Tasks During Execution:

Loading into Memory: The operating system loads the program into RAM, placing the code and data into their respective locations.
System Call Invocation: During execution, the program might make system calls (e.g., to write to the screen, allocate memory, or interact with other programs). These calls are handled by the operating system.
Execution of Machine Code: The CPU reads and executes the machine code instructions line-by-line, following the control flow defined in the assembly code.

Once the program finishes execution, control returns to the operating system, and resources used by the program are freed.

Tools Involved in the Assembly Process

The assembly process involves several tools that work together to transform assembly code into an executable:

Text Editor: Used for writing the source code. Examples include editors like Vim, Emacs, or IDEs such as VS Code or Sublime Text.
Preprocessor (optional): Expands macros and handles conditional assembly.

Assembler (as for GAS): Converts assembly code into object files.

Linker (ld for GNU): Combines object files into a single executable.

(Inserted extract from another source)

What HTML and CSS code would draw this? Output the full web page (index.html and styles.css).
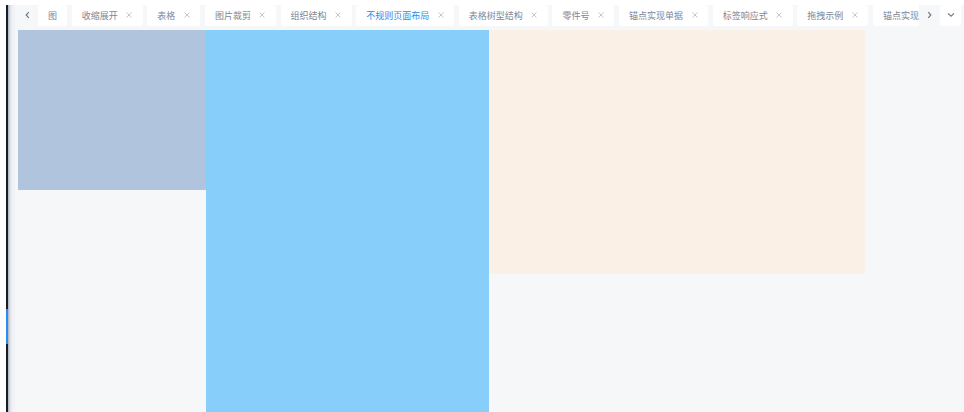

Debugger (optional): Used to debug the program by stepping through machine code or assembly code (e.g., GDB).
Compiler (optional): In some cases, such as when dealing with higher-level languages, the compiler (like GCC) will invoke the assembler to translate assembly code into machine code.

Conclusion

The assembly process is a crucial part of low-level programming, particularly for systems programming, embedded systems, and performance-critical applications. It involves multiple steps—from writing assembly code, preprocessing, assembling the code, linking, to running the final executable. Each step plays a key role in transforming human-readable assembly into machine code that can be executed by the processor. Understanding this process allows developers to gain deep insights into how software interacts with hardware and how to optimize software for specific hardware platforms. Mastery of the assembly process is an essential skill for any programmer working with low-level languages.